Like Nissan, most of groups that give to the governors’ associations have direct interests in state policy. The largest contributor to either group this year is the American Federation of State, County and Municipal Employees, a union representing 1.4 million government employees, which has given $250,000 to the DGA. The RGA’s biggest donor this year was the MassMutual Life Insurance Company, which has contributed $130,000.

Scores of contributors have given to both groups, including the Anheuser-Busch Companies, the Service Employees International Union and the National Rifle Association.

In return for their largesse, contributors, who purchase “memberships,” can meet with governors behind closed doors at association events in vacation hotspots.
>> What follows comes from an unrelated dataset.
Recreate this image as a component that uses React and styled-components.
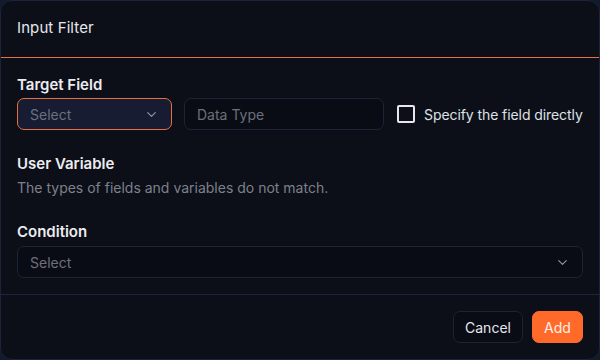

For example, memberships for the DGA include the “Chairman’s Board” level for contributions of $75,000 and above and the “Governor’s Circle” level for contributions between $50,000 and $75,000.

The DGA Spring Policy Conference, in Phoenix, Ariz., included three hours of policy discussions sandwiched between receptions, meals, golf outings and two Major League Baseball games. The Summer Policy Conference in New Mexico had a similar schedule with time for “Golf on Tournament Course” and a Western-themed “Buckaroo Ball,” according to its agenda.

Both governors’ groups hosted several members-only receptions at the Democratic and Republican national conventions.

The events are a way for donors to avoid states’ limits and reporting requirements on buying gifts and meals for lawmakers, said Bob Stern, president of the nonpartisan Center for Governmental Studies.

Ruth Jones, an expert in state-level politics and campaign finance at Arizona State University, said the forums violate the spirit, if not the letter, of the law. A lawsuit has been filed to make all 527 groups subject to the McCain-Feingold contribution limits, which would curtail much of the governors associations’ activities, she said.